Inflation in Lebanon increased an average of 189.4 percent year-on-year in the first 11 months of 2022, government data has shown. Lebanon is expected to post the second-highest inflation rate in the world this year, behind Sudan, according to Fitch Solutions.

Lebanon is in the grip of an economic crisis described by the World Bank as one of the worst in modern history and has failed to enforce critical structural and financial reforms required to unlock $3 billion of assistance from the International Monetary Fund.

Lebanon's economy collapsed after it defaulted on about $31 billion of eurobonds in March 2020, with its currency losing more than 90 percent against the dollar on the black market.

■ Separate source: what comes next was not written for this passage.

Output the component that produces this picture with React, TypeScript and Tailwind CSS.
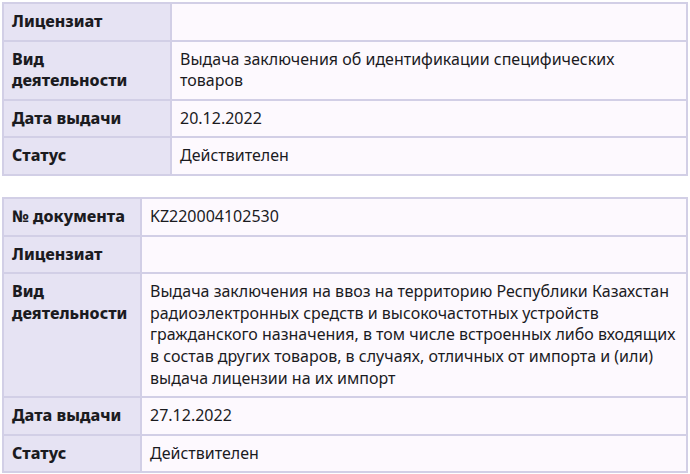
const first = [
  { label: 'Лицензиат', value: '' },
  { label: 'Вид деятельности', value: 'Выдача заключения об идентификации специфических товаров' },
  { label: 'Дата выдачи', value: '20.12.2022' },
  { label: 'Статус', value: 'Действителен' },
]

const second = [
  { label: '№ документа', value: 'KZ220004102530' },
  { label: 'Лицензиат', value: '' },
  {
    label: 'Вид деятельности',
    value:
      'Выдача заключения на ввоз на территорию Республики Казахстан радиоэлектронных средств и высокочастотных устройств гражданского назначения, в том числе встроенных либо входящих в состав других товаров, в случаях, отличных от импорта и (или) выдача лицензии на их импорт',
  },
  { label: 'Дата выдачи', value: '27.12.2022' },
  { label: 'Статус', value: 'Действителен' },
]

function InfoTable({ rows, labelWidth }: { rows: { label: string; value: string }[]; labelWidth: string }) {
  return (
    <table className="w-full table-fixed border-collapse border-2 border-[#d2cfe6]">
      <colgroup>
        <col className={labelWidth} />
        <col />
      </colgroup>
      <tbody>
        {rows.map((r, i) => (
          <tr key={i}>
            <th className="border-2 border-[#d2cfe6] bg-[#e6e3f3] px-2 py-[7px] text-left align-top font-extrabold text-[#1b1b1f]">
              {r.label}
            </th>
            <td className="border-2 border-[#d2cfe6] bg-[#fdf9fe] px-2 py-[7px] align-top text-[#1b1b1f]">
              {r.value}
            </td>
          </tr>
        ))}
      </tbody>
    </table>
  )
}

export default function App() {
  return (
    <div className="min-h-screen bg-white p-[2px] text-[16px] leading-[1.35] font-['Noto_Sans',sans-serif]">
      <InfoTable rows={first} labelWidth="w-[168px]" />
      <div className="h-[21px]" />
      <InfoTable rows={second} labelWidth="w-[138px]" />
    </div>
  )
}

Iraqi dinar: sanctions bite
The value of the Iraqi dinar has further plummeted against the US dollar following new measures by the US Federal Reserve aimed at blacklisting several Iraqi banks that deal mainly with Iran. The move has led to a scarcity of hard currency supply in the Iraqi market.

One US dollar is traded at 1,580 Iraqi dinars on the street, against the central bank rate of 1,470 dinars, state news agency Ina reported.

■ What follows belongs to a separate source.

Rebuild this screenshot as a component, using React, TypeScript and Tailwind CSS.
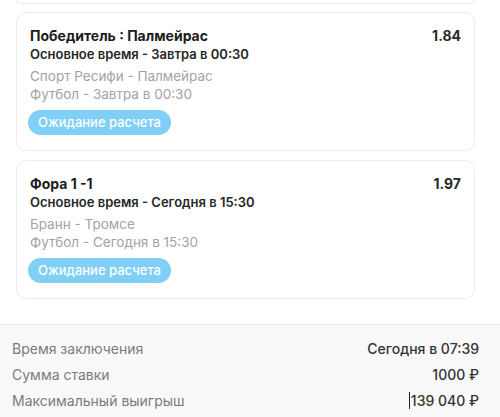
import React from "react";

interface Bet {
    title: string;
    period: string;
    odds: string;
    match: string;
    sport: string;
}

const bets: Bet[] = [
    {
        title: "Победитель : Палмейрас",
        period: "Основное время - Завтра в 00:30",
        odds: "1.84",
        match: "Спорт Ресифи - Палмейрас",
        sport: "Футбол - Завтра в 00:30",
    },
    {
        title: "Фора 1 -1",
        period: "Основное время - Сегодня в 15:30",
        odds: "1.97",
        match: "Бранн - Тромсе",
        sport: "Футбол - Сегодня в 15:30",
    },
];

function BetCard({ bet }: { bet: Bet }) {
    return (
        <div className="rounded-[10px] border border-[#ededed] bg-white px-[13px] pt-[14px] pb-[15px]">
            <div className="flex items-start justify-between">
                <div>
                    <p className="text-[14px] leading-[18px] font-bold text-[#1c1c1c]">{bet.title}</p>
                    <p className="text-[13px] leading-[18px] font-semibold text-[#262626]">{bet.period}</p>
                </div>
                <p className="text-[14px] leading-[18px] font-bold text-[#2a2a2a]">{bet.odds}</p>
            </div>
            <div className="mt-1">
                <p className="text-[13.5px] leading-[18px] text-[#a3a3a3]">{bet.match}</p>
                <p className="text-[13.5px] leading-[18px] text-[#a3a3a3]">{bet.sport}</p>
            </div>
            <span className="mt-[7px] -ml-[2px] inline-flex h-[25px] items-center rounded-full bg-[#7fcff6] px-[10px] text-[13px] font-medium text-white">
                Ожидание расчета
            </span>
        </div>
    );
}

function Row({ label, value, caret }: { label: string; value: string; caret?: boolean }) {
    return (
        <div className="flex h-[26px] items-center justify-between">
            <span className="text-[14px] text-[#7b7b7b]">{label}</span>
            <span className="flex items-center text-[14px] font-medium text-[#333333]">
                {caret && <span className="mr-[1px] h-[17px] w-px bg-[#222]" />}
                {value}
            </span>
        </div>
    );
}

export default function App() {
    return (
        <div className="w-[500px] h-[417px] overflow-hidden bg-white font-['Inter','Noto_Sans',sans-serif]">
            <div className="pl-4 pr-[25px]">
                <div className="h-[4px] rounded-b-[10px] border border-t-0 border-[#ededed]" />
                <div className="mt-[8px] flex flex-col gap-[9px]">
                    {bets.map((bet) => (
                        <BetCard key={bet.odds} bet={bet} />
                    ))}
                </div>
            </div>
            <div className="mt-[25px] border-t border-[#ececec] bg-[#f9f9f9] pl-[12px] pr-[21px] pt-[10px] pb-4">
                <Row label="Время заключения" value="Сегодня в 07:39" />
                <Row label="Сумма ставки" value="1000 ₽" />
                <Row label="Максимальный выигрыш" value="139 040 ₽" caret />
            </div>
        </div>
    );
}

The Central Bank of Iraq has blamed the currency drop on “adopting mechanisms to protect the banking sector, customers and the financial system, as all foreign trade requirements … are fully covered by the official price", Ina reported.

Iraq’s central bank has taken several measures to help stabilise the currency, including reducing the exchange rate for travel and ensuring a flow of dollars at the official rate.

Israeli shekel: inflation concern
The Israeli shekel declined about 12 percent against the dollar in 2022, and there are no indications that it will improve soon given that inflation in the country rose sharply to 5.3 percent in November — almost double the top end of the government’s targets of between 1 percent to 3 percent.